Describing Jewish suffering throughout history, Yosef said, “The people of Israel went through a terrible Holocaust 70 years ago.
Millions of Jews were murdered, millions of others remained refugees without a safe haven. The Nazi beast murdered all those millions, while the world saw this and stayed silent. We, as Jews who physically paid the price for that silence, let out a cry all those years, asking how the world knew and stayed silent.”
“I want to take advantage of this stage to say that as Jews, we cannot be silent. Let the call come out of here: we cannot move on from genocide, not in Syria nor anywhere or with any people, even if they are not our friends.” He added that “we are all human beings.
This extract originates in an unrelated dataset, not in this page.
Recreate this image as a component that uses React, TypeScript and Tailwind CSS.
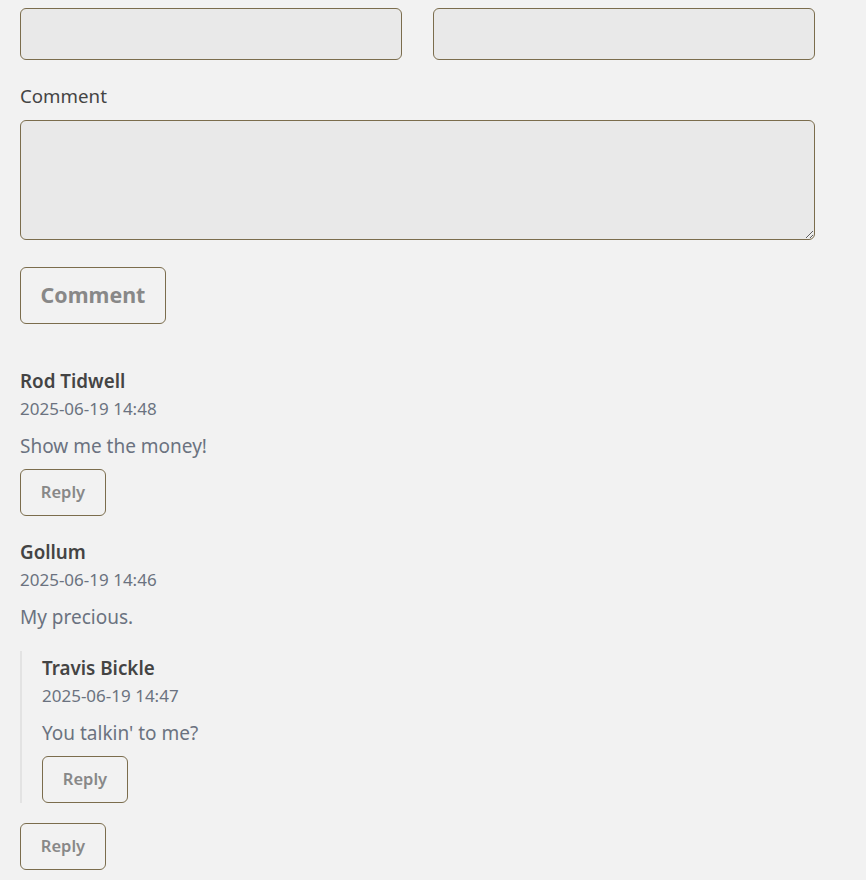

I call on you, leaders from all religions—lift up your voices. Let each person use their influence.
If this happens, perhaps we will be able to prevent such atrocities.”
Yosef’s statement received unexpected support from Yesh Atid Leader Yair Lapid, who tweeted, “Though I have my disagreements with the Rishon Letzion (a nickname for the chief Sephardi rabbi of Israel), the things he said about Syria today are the words of a true spiritual leader.”
President Rivlin also spoke before the forum, saying, “Today’s conference is an important and substantial one, and is perhaps the most important conference that one can think of these days.
Its goal is first and foremost to call for greater caution in any action that might cause the loss of human lives. It is a call that comes from all (the descendents) of the sons of Abraham.”
“We all know that the tensions between Jews and Muslims are hard and complex, which is precisely why we insisted on meeting here together,” added Rivlin. “We cannot let this land once again become the site of futile bloodshed.”